Voilà que nous nous retrouvons, avec Antonin, virtuellement à Nanterre, pour l'occasion du séminaire organisé par l'université, donc, de Paris-Nanterre, intitulé "Les marges sont-elles vraiment le centre ?". Nous sommes là (façon de parler) sur l'invitation de Rodolphe Pérez, de l'université de Tours, pour disserter sur les dispositifs médiatiques autour du livre : réflexions sur les enjeux numériques de la création littéraire. Nous parlerons d'écritures hors du livre, ou le débordant, notamment sur le web et je note cette façon de caractériser le site d'Antonin : une autoblographie en toile, heuristique sans doute. C'est un bon moment.
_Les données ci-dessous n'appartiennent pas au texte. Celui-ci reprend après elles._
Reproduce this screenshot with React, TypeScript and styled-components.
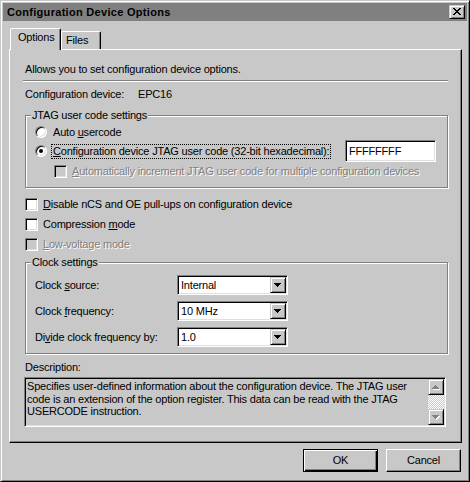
import React from 'react';
import styled, { createGlobalStyle } from 'styled-components';

const face = '#c8c8c8';
const shadow = '#808080';
const light = '#dfdfdf';

const GlobalStyle = createGlobalStyle`
  html, body {
    margin: 0;
    padding: 0;
    background: ${face};
  }
  body {
    font-family: "Liberation Sans", Arial, sans-serif;
    font-size: 11px;
    line-height: 13px;
    letter-spacing: -0.2px;
    color: #000;
  }
`;

const Window = styled.div`
  box-sizing: border-box;
  width: 470px;
  height: 482px;
  padding: 2px;
  background: ${face};
  border: 1px solid;
  border-color: ${face} #000 #000 ${face};
  box-shadow: inset 1px 1px #fff, inset -1px -1px ${shadow};
  display: flex;
  flex-direction: column;
`;

const TitleBar = styled.div`
  height: 18px;
  background: ${shadow};
  display: flex;
  align-items: center;
  padding: 0 2px 0 4px;
`;

const Title = styled.div`
  flex: 1;
  font-weight: bold;
  letter-spacing: 0.3px;
  color: #000;
`;

const raised = `
  border: 1px solid;
  border-color: ${face} #000 #000 ${face};
  box-shadow: inset 1px 1px #fff, inset -1px -1px ${shadow};
  background: ${face};
`;

const sunken = `
  border: 1px solid;
  border-color: ${shadow} #fff #fff ${shadow};
  box-shadow: inset 1px 1px #000, inset -1px -1px ${light};
`;

const CloseButton = styled.div`
  box-sizing: border-box;
  width: 16px;
  height: 14px;
  ${raised}
  display: flex;
  align-items: center;
  justify-content: center;
  padding: 0 0 1px 0;
`;

const Body = styled.div`
  flex: 1;
  padding: 7px 5px 0 6px;
  display: flex;
  flex-direction: column;
`;

const TabStrip = styled.div`
  display: flex;
  align-items: flex-end;
  height: 22px;
  margin-bottom: -1px;
  padding-left: 1px;
  position: relative;
  z-index: 1;
`;

const Tab = styled.div<{ $active?: boolean; $width: number }>`
  box-sizing: border-box;
  width: ${(p) => p.$width}px;
  height: ${(p) => (p.$active ? 22 : 18)}px;
  margin-bottom: ${(p) => (p.$active ? 0 : 1)}px;
  padding: 2px 0 0 ${(p) => (p.$active ? 7 : 4)}px;
  background: ${face};
  border-top: 1px solid #fff;
  border-left: 1px solid #fff;
  border-right: 1px solid #000;
  border-top-left-radius: 2px;
  border-top-right-radius: 2px;
  box-shadow: inset -1px 0 ${shadow};
`;

const Panel = styled.div`
  box-sizing: border-box;
  height: 394px;
  padding: 13px 13px 14px 15px;
  border: 1px solid;
  border-color: #fff #000 #000 #fff;
  box-shadow: inset -1px -1px ${shadow};
  display: flex;
  flex-direction: column;
`;

const Text = styled.div<{ $mt?: number }>`
  margin-top: ${(p) => p.$mt ?? 0}px;
  white-space: nowrap;
`;

const Separator = styled.div`
  margin: 4px 0 0 -2px;
  height: 0;
  border-top: 1px solid ${shadow};
  border-bottom: 1px solid #fff;
`;

const FieldLabel = styled.span`
  display: inline-block;
  width: 113px;
`;

const Group = styled.div<{ $mt: number; $pad: string }>`
  position: relative;
  margin-top: ${(p) => p.$mt}px;
  padding: ${(p) => p.$pad};
  border: 1px solid ${shadow};
  box-shadow: inset 1px 1px #fff, 1px 1px #fff;
  display: flex;
  flex-direction: column;
`;

const GroupLabel = styled.span`
  position: absolute;
  top: -7px;
  left: 5px;
  padding: 0 1px;
  background: ${face};
`;

const OptionRow = styled.div<{ $h: number; $indent?: number; $mt?: number }>`
  display: flex;
  align-items: center;
  height: ${(p) => p.$h}px;
  padding-left: ${(p) => p.$indent ?? 0}px;
  margin-top: ${(p) => p.$mt ?? 0}px;
  white-space: nowrap;
`;

const RadioCircle = styled.span<{ $checked?: boolean }>`
  box-sizing: border-box;
  width: 12px;
  height: 12px;
  margin-right: 6px;
  border-radius: 50%;
  border: 1px solid;
  border-color: ${shadow} #fff #fff ${shadow};
  box-shadow: inset 1px 1px #000, inset -1px -1px ${light};
  background: #fff;
  display: flex;
  align-items: center;
  justify-content: center;
  &::after {
    content: '';
    width: 4px;
    height: 4px;
    border-radius: 50%;
    background: ${(p) => (p.$checked ? '#000' : 'transparent')};
  }
`;

const CheckBox = styled.span<{ $disabled?: boolean }>`
  box-sizing: border-box;
  width: 13px;
  height: 13px;
  margin-right: 5px;
  ${sunken}
  background: ${(p) => (p.$disabled ? face : '#fff')};
`;

const Label = styled.span<{ $disabled?: boolean; $focused?: boolean }>`
  color: ${(p) => (p.$disabled ? shadow : '#000')};
  text-shadow: ${(p) => (p.$disabled ? '1px 1px 0 #fff' : 'none')};
  outline: ${(p) => (p.$focused ? '1px dotted #000' : 'none')};
  outline-offset: 0;
  padding: ${(p) => (p.$focused ? '0 1px' : '0')};
  margin-left: ${(p) => (p.$focused ? -1 : 0)}px;
`;

const TextField = styled.div`
  box-sizing: border-box;
  width: 91px;
  height: 22px;
  margin-left: auto;
  padding: 2px 0 0 3px;
  ${sunken}
  background: #fff;
  line-height: 16px;
`;

const ClockGrid = styled.div`
  display: grid;
  grid-template-columns: 142px 111px;
  grid-auto-rows: 20px;
  row-gap: 6px;
  align-items: center;
`;

const Combo = styled.div`
  box-sizing: border-box;
  height: 20px;
  padding: 1px;
  ${sunken}
  background: #fff;
  display: flex;
  align-items: center;
`;

const ComboValue = styled.span`
  flex: 1;
  padding-left: 2px;
`;

const ArrowButton = styled.div<{ $h?: number }>`
  box-sizing: border-box;
  width: 16px;
  height: ${(p) => p.$h ?? 16}px;
  ${raised}
  display: flex;
  align-items: center;
  justify-content: center;
`;

const DescBox = styled.div`
  box-sizing: border-box;
  margin: 3px 0 0 -1px;
  width: 422px;
  height: 50px;
  padding: 1px;
  ${sunken}
  background: ${face};
  display: flex;
`;

const DescText = styled.div`
  flex: 1;
  padding: 1px 0 0 1px;
  line-height: 12.5px;
  white-space: nowrap;
`;

const ScrollBar = styled.div`
  width: 16px;
  display: flex;
  flex-direction: column;
`;

const ScrollTrack = styled.div`
  flex: 1;
  background-image: conic-gradient(#fff 25%, ${face} 0 50%, #fff 0 75%, ${face} 0);
  background-size: 2px 2px;
`;

const ButtonRow = styled.div`
  display: flex;
  justify-content: flex-end;
  gap: 8px;
  margin-top: 6px;
  padding-right: 1px;
`;

const PushButton = styled.div<{ $default?: boolean }>`
  box-sizing: border-box;
  width: 75px;
  height: 23px;
  display: flex;
  align-items: center;
  justify-content: center;
  background: ${face};
  border: 1px solid;
  border-color: ${(p) => (p.$default ? '#000' : '#fff #000 #000 #fff')};
  box-shadow: ${(p) =>
    p.$default
      ? `inset 1px 1px #fff, inset -1px -1px #000, inset -2px -2px ${shadow}`
      : `inset -1px -1px ${shadow}`};
`;

const CloseGlyph = () => (
  <svg width="8" height="7" viewBox="0 0 8 7" shapeRendering="crispEdges">
    <g fill="#000">
      <rect x="0" y="0" width="2" height="1" />
      <rect x="6" y="0" width="2" height="1" />
      <rect x="1" y="1" width="2" height="1" />
      <rect x="5" y="1" width="2" height="1" />
      <rect x="2" y="2" width="4" height="1" />
      <rect x="3" y="3" width="2" height="1" />
      <rect x="2" y="4" width="4" height="1" />
      <rect x="1" y="5" width="2" height="1" />
      <rect x="5" y="5" width="2" height="1" />
      <rect x="0" y="6" width="2" height="1" />
      <rect x="6" y="6" width="2" height="1" />
    </g>
  </svg>
);

const Triangle = ({ dir, disabled }: { dir: 'up' | 'down'; disabled?: boolean }) => {
  const rows = [1, 3, 5, 7];
  const ordered = dir === 'up' ? rows : [...rows].reverse();
  const shape = (fill: string, dx: number, dy: number) => (
    <g fill={fill}>
      {ordered.map((w, i) => (
        <rect key={i} x={(7 - w) / 2 + dx} y={i + dy} width={w} height={1} />
      ))}
    </g>
  );
  return (
    <svg width="8" height="5" viewBox="0 0 8 5" shapeRendering="crispEdges">
      {disabled && shape('#fff', 1, 1)}
      {shape(disabled ? shadow : '#000', 0, 0)}
    </svg>
  );
};

const Select = ({ value }: { value: string }) => (
  <Combo>
    <ComboValue>{value}</ComboValue>
    <ArrowButton>
      <Triangle dir="down" />
    </ArrowButton>
  </Combo>
);

export default function App() {
  return (
    <>
      <GlobalStyle />
      <Window>
        <TitleBar>
          <Title>Configuration Device Options</Title>
          <CloseButton>
            <CloseGlyph />
          </CloseButton>
        </TitleBar>
        <Body>
          <TabStrip>
            <Tab $active $width={51}>Options</Tab>
            <Tab $width={40}>Files</Tab>
          </TabStrip>
          <Panel>
            <Text>Allows you to set configuration device options.</Text>
            <Separator />
            <Text $mt={6}>
              <FieldLabel>Configuration device:</FieldLabel>EPC16
            </Text>

            <Group $mt={14} $pad="8px 11px 8px 9px">
              <GroupLabel>JTAG user code settings</GroupLabel>
              <OptionRow $h={16}>
                <RadioCircle />
                <Label>
                  Auto <u>u</u>sercode
                </Label>
              </OptionRow>
              <OptionRow $h={22}>
                <RadioCircle $checked />
                <Label $focused>
                  <u>C</u>onfiguration device JTAG user code (32-bit hexadecimal):
                </Label>
                <TextField>FFFFFFFF</TextField>
              </OptionRow>
              <OptionRow $h={16} $indent={19} $mt={1}>
                <CheckBox $disabled />
                <Label $disabled>
                  <u>A</u>utomatically increment JTAG user code for multiple configuration devices
                </Label>
              </OptionRow>
            </Group>

            <OptionRow $h={20} $mt={6}>
              <CheckBox />
              <Label>
                <u>D</u>isable nCS and OE pull-ups on configuration device
              </Label>
            </OptionRow>
            <OptionRow $h={20}>
              <CheckBox />
              <Label>
                Compression <u>m</u>ode
              </Label>
            </OptionRow>
            <OptionRow $h={20}>
              <CheckBox $disabled />
              <Label $disabled>
                <u>L</u>ow-voltage mode
              </Label>
            </OptionRow>

            <Group $mt={8} $pad="12px 0 6px 9px">
              <GroupLabel>Clock settings</GroupLabel>
              <ClockGrid>
                <Label>
                  Clock <u>s</u>ource:
                </Label>
                <Select value="Internal" />
                <Label>
                  Clock <u>f</u>requency:
                </Label>
                <Select value="10 MHz" />
                <Label>
                  Di<u>v</u>ide clock frequency by:
                </Label>
                <Select value="1.0" />
              </ClockGrid>
            </Group>

            <Text $mt={7}>Description:</Text>
            <DescBox>
              <DescText>
                Specifies user-defined information about the configuration device. The JTAG user
                <br />
                code is an extension of the option register. This data can be read with the JTAG
                <br />
                USERCODE instruction.
              </DescText>
              <ScrollBar>
                <ArrowButton>
                  <Triangle dir="up" disabled />
                </ArrowButton>
                <ScrollTrack />
                <ArrowButton>
                  <Triangle dir="down" disabled />
                </ArrowButton>
              </ScrollBar>
            </DescBox>
          </Panel>
          <ButtonRow>
            <PushButton $default>OK</PushButton>
            <PushButton>Cancel</PushButton>
          </ButtonRow>
        </Body>
      </Window>
    </>
  );
}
Peu après, Antonin nous écrira la chose suivante, que je me permets de reproduire un peu sauvagement ici : Sur l’image / la mise en scène (ou pas) de soi : vous avez remarqué la même chose que moi ? Au moment où tu fais cette comparaison, Rodolphe, entre la présence physique (la mienne) et l’imprésence de Guillaume sur son site, j’ai regardé nos images et ça m’a frappé : mon écran est face à la fenêtre alors j’étais dans la lumière ; Guillaume était une silhouette à contrejour. Si on avait voulu le faire exprès… ! Que de mise en scène. C'était une rencontre éphémère : il fallait être là à l'instant T, pas de possibilité d'y accéder en replay ainsi que l'indique Rodolphe, que je cite également : tout cela est pour toujours perdu dans l'épiphanie d'une jouissance de l'instant. Mais quelques fois, c'est bien aussi l'éphémère. Et il faudra nous croire sur parole quand on dit que c'était bien.

vendredi

Cette photo revient de temps en temps dans les flux dématérialisés des réseaux dominants. Elle est ici postée par Amanda Lees et j'en ignore la source. Il est dit qu'elle concerne les bureaux de la New York Review of Books et il y a fort à parier que la plupart des rédactions (culturelles ou non) ressemblent à ça, ce qui a tendance à décourager un peu le moindre envoi presse. D'autant qu'une nouvelle fois (car ça s'est déjà produit par le passé), l'un de nos destinataires, qui croûlent sous les SP, nous indique n'avoir pas reçu le nôtre, parti il y a plusieurs semaines. Bien sûr que des râtés postaux existent, et c'est sans doute le cas ici. Mais ils tendent à se produire surtout pour celles et ceux qui reçoivent beaucoup. Après tout c'est humain : plus on reçoit, moins on est en capacité d'accorder son attention à ce que l'on reçoit. Mais ça n'aide pas à rendre cette activité moins pesante. Notons que le problème ne se poserait pas de la même façon avec des SP numériques, qui ne coûtent rien à envoyer, et demandent nettement moins de temps et de manutention. Mais la plupart des journalistes ou recenseurs ne lisent pas en numérique (on cherche toujours à comprendre pourquoi) et ceux qui le font, sans surprise, tendent à prioriser les SP papier qu'on leur envoie, ce qui nous amène finalement à envoyer le livre imprimé la fois d'après. Et comme personne n'ose vraiment impulser la révolution presse du tout numérique pour ne pas ruiner ses chances de parution, rien ne bouge vraiment. Il y a sans doute matière à repenser notre approche. Peut-être faut-il s'abstenir de tout envoi sauvage et être plus dans la proposition (mais c'est déjà ce que nous avons fait il y a mille ans, avant d'en revenir). D'ailleurs le même encombrement se joue dans les boîtes mails que sur les bureaux de la New York Review of Books. C'est donc moins un problème qu'un symptôme.